Letter: New National Monuments
On Wednesday, Dec. 28, 2016, President Barack Obama used his executive authority to designate two new national monuments, including 300,000 acres in southern Nevada, called Gold Butte, and 1.35 million acres in southeastern Utah, called Bears Ears. To rural, hard-working Americans like me, who value clean air, fresh water, unspoiled wilderness, and whom honor the rich living history of our Native American brothers and sisters, this is truly a reason to celebrate. Using the Antiquities Act, signed into law by President Theodore Roosevelt in 1906, Mr. Obama has permanently protected these cherished landscapes from oil and gas exploration and production, hard rock mining, proliferation of rogue off-road vehicle use, and destruction of thousands of culturally important sacred sites.
These designations have been heatedly debated in local, regional and national circles for years, and there are many who oppose the use of the Antiquities Act to protect places like these. But these designations are no surprise, and certainly no “Midnight Monument” bombshell, as Utah Representative Jason Chaffetz has called it. In fact, President Franklin D. Roosevelt’s administration first proposed the Bears Ears area as a national monument in 1936, and the Moapa band of the Paiute Tribe has been advocating for Gold Butte’s protection since at least 2008. Conservation organizations, local activists, and Native American Tribes across the west have supported these proposals for years, and because Utah’s delegation could not successfully craft and pass legislation to protect these valuable American treasures, President Obama took the brave step to do it himself.
Much of the hysteria surrounding these designations claim that there is no local support for the monuments, that this is another “federal land grab”, or that these monuments will hamper local economies. These claims are all completely untrue and have no basis in facts. In regards to Bears Ears, which spans a swath of federally owned and managed land from Moab south to Blanding, are you going to believe that nobody is in support of this? What about the thousands of local people who guide river trips, mountain bike tours, are hunting and fishing outfitters, work for Four Corners School of Outdoor Education in Monticello, or the Canyonlands Field Institute, or own gear shops in Moab, or the hundreds of local residents who work for the Forest Service, Park Service, Bureau of Land Management, Fish and Wildlife Service, or serve on the boards of groups like the Grand Canyon Trust, the Grand Canyon Wildlands Council, the Southern Utah Wilderness Alliance, or the Friends of Cedar Mesa? More so, what about the local Native American population, whose ancestors called that place home? Five tribes united to form the Bears Ears Inter-Tribal Coalition to design and advocate for this designation. Is this not local support? What about the local people who just don’t want fracking, road proliferation, and desecration of some of our Nation’s most amazing landscapes? Don’t believe the nay-sayers hype, because in the 21st century, not all rural people are ranchers or miners or oil workers.
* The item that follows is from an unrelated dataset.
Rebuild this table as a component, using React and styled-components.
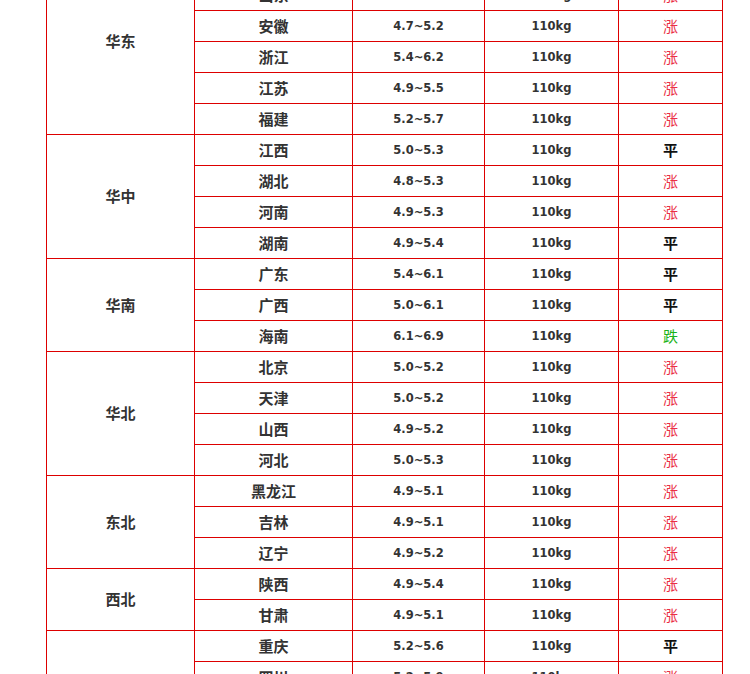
import styled, { createGlobalStyle } from 'styled-components'

const GlobalStyle = createGlobalStyle`
    html, body {
        margin: 0;
        padding: 0;
        background: #fff;
        overflow: hidden;
    }
`

const regions = [
    { name: '华东', rows: [
        ['上海', '5.2~5.8', '涨'],
        ['山东', '4.8~5.3', '涨'],
        ['安徽', '4.7~5.2', '涨'],
        ['浙江', '5.4~6.2', '涨'],
        ['江苏', '4.9~5.5', '涨'],
        ['福建', '5.2~5.7', '涨'],
    ] },
    { name: '华中', rows: [
        ['江西', '5.0~5.3', '平'],
        ['湖北', '4.8~5.3', '涨'],
        ['河南', '4.9~5.3', '涨'],
        ['湖南', '4.9~5.4', '平'],
    ] },
    { name: '华南', rows: [
        ['广东', '5.4~6.1', '平'],
        ['广西', '5.0~6.1', '平'],
        ['海南', '6.1~6.9', '跌'],
    ] },
    { name: '华北', rows: [
        ['北京', '5.0~5.2', '涨'],
        ['天津', '5.0~5.2', '涨'],
        ['山西', '4.9~5.2', '涨'],
        ['河北', '5.0~5.3', '涨'],
    ] },
    { name: '东北', rows: [
        ['黑龙江', '4.9~5.1', '涨'],
        ['吉林', '4.9~5.1', '涨'],
        ['辽宁', '4.9~5.2', '涨'],
    ] },
    { name: '西北', rows: [
        ['陕西', '4.9~5.4', '涨'],
        ['甘肃', '4.9~5.1', '涨'],
    ] },
    { name: '西南', rows: [
        ['重庆', '5.2~5.6', '平'],
        ['四川', '5.2~5.9', '涨'],
        ['贵州', '5.0~5.6', '涨'],
        ['云南', '5.1~5.7', '涨'],
    ] },
]

const trendColors = {
    '涨': '#ea2f45',
    '平': '#111',
    '跌': '#19b319',
}

const App = () => {
    return (
        <Page>
            <GlobalStyle />
            <PriceTable>
                <colgroup>
                    <Col $w={148} />
                    <Col $w={158} />
                    <Col $w={132} />
                    <Col $w={134} />
                    <Col $w={104} />
                </colgroup>
                <tbody>
                    {regions.map(region =>
                        region.rows.map(([province, price, trend], i) => (
                            <tr key={region.name + province}>
                                {i === 0 && (
                                    <RegionCell rowSpan={region.rows.length}>{region.name}</RegionCell>
                                )}
                                <ProvinceCell>{province}</ProvinceCell>
                                <NumCell>{price}</NumCell>
                                <NumCell>110kg</NumCell>
                                <TrendCell $color={trendColors[trend]} $bold={trend === '平'}>
                                    {trend}
                                </TrendCell>
                            </tr>
                        ))
                    )}
                </tbody>
            </PriceTable>
        </Page>
    )
}

export default App

const Page = styled.div`
    padding-left: 46px;
    margin-top: -52px;
`

const PriceTable = styled.table`
    border-collapse: collapse;
    table-layout: fixed;
    width: 677px;

    td {
        border: 1px solid #dd0000;
        height: 28px;
        padding: 0 0 2px;
        text-align: center;
        vertical-align: middle;
    }
`

const Col = styled.col`
    width: ${p => p.$w}px;
`

const RegionCell = styled.td`
    font-family: "Noto Sans CJK SC", sans-serif;
    font-size: 15px;
    font-weight: 700;
    color: #333;
`

const ProvinceCell = styled.td`
    font-family: "Noto Sans CJK SC", sans-serif;
    font-size: 15px;
    font-weight: 700;
    color: #333;
`

const NumCell = styled.td`
    font-family: "DejaVu Sans", Verdana, sans-serif;
    font-size: 11.5px;
    font-weight: 700;
    color: #333;
    && {
        padding: 1px 0;
    }
`

const TrendCell = styled.td`
    font-family: "Noto Sans CJK SC", sans-serif;
    font-size: 15px;
    font-weight: ${p => (p.$bold ? 700 : 400)};
    color: ${p => p.$color};
`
Congressman Rob Bishop of Utah, the author of the failed Public Lands Initiative bill, is one of the fiercest opponents of the Bears Ears Monument because he says it doesn’t consider local input. But according to Federal Election Commission records, about 96 percent of the $727,313 raised by Bishop through June 30 of 2016 had come from out of state, including almost $115,000 from the oil and gas industry. Is this the voice of local control? These lands, now designated as National Monuments, have been federally owned since before Utah or Nevada were even states. Their State Enabling Acts clearly state that they “…do agree and declare that they forever disclaim all right and title to the unappropriated public lands lying within the boundaries thereof.” All Americans have a say in the future of these public lands, and I thank President Obama for recognizing that millions of us prefer that these iconic landscapes remain protected for future generations.